Grand Rapids isn’t the northernmost city of the South; it’s the southernmost city of the North. In Grand Rapids, you can walk into a coffee shop and a majority of the people might come from counties west of Grand Rapids, where the towns have populations fewer than 10,000. You can still head over to Grand Haven for a day trip to the beach. You are drawn west and to the water. The beach is only 45 minutes away. (In Metro Detroit, you can drive for 45 minutes through suburbs alone.) You aren’t going to see bars on windows; it isn’t Detroit. And all of those Northern Michigan manners can still be felt in GR if you know where to look.

There are, of course, smaller distinct regions within (and sometimes stretching across) these two broad categories of North and South. Central Michigan is a distinct region, and the same is true of West Michigan and the U.P. There is also a region that could be considered the Deep North, which is the northernmost region of the lower peninsula. The Deep North might begin where people start to use the word “downstate.” Or, there are regions that don’t easily align with the cultural blocs that define the two regions of North and South. The thumb, for example, is its own place with its own distinct attitude. With a rich farming history, yet close in proximity to the hubs of automotive manufacturing, the culture of the thumb is born of a tough mix of industry and agriculture.

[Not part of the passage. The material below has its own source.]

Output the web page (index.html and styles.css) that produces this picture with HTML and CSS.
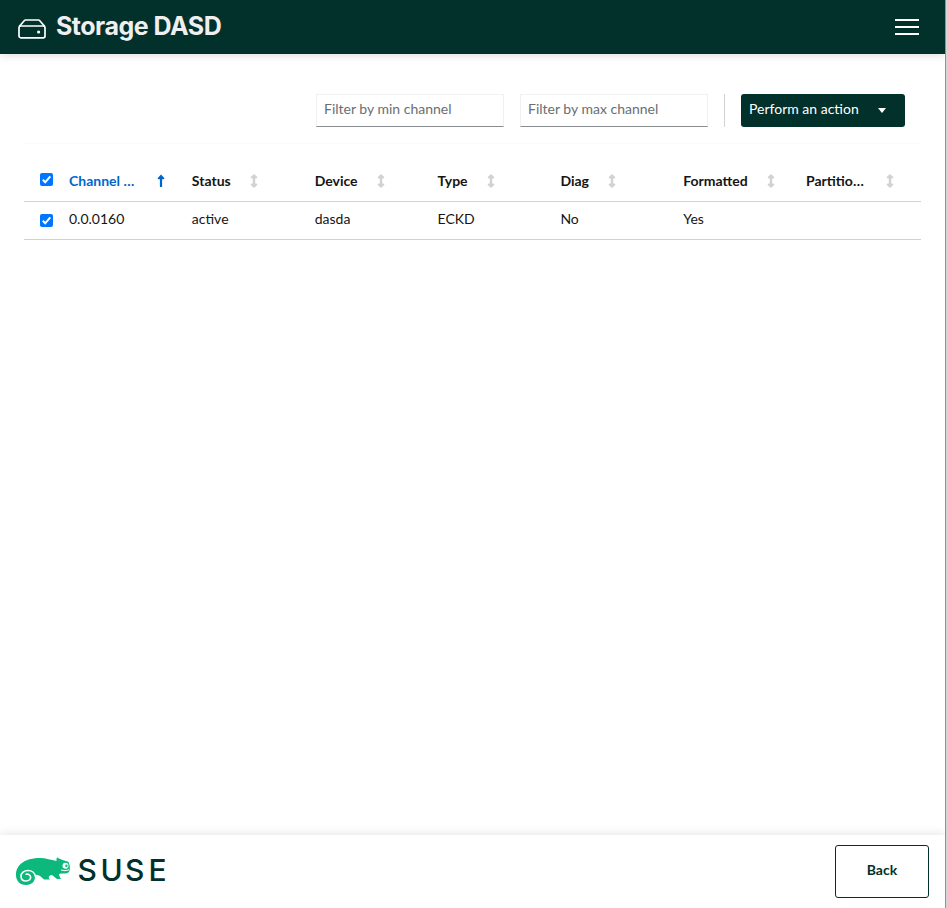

It’s not the suburbs of Detroit, yet it’s not the empty forests of the North. It simply can’t be included in the North, though it stretches north and is distinct from Ann Arbor. It’s just too close to Detroit.

Northern Michigan begins after the shadow of the southeast has disappeared. The traffic fades and the chaos dissipates. It’s where you feel the seasons in a different way. It’s in the weather; the winter is colder. But you feel it most in the people. The towns empty out after Labor Day. School starts and all the visitors go back to the South. You have the North to yourself. You feel the world slowing down. Nature heals, and life is quiet. Northern Michigan is Michigan as it is meant to be.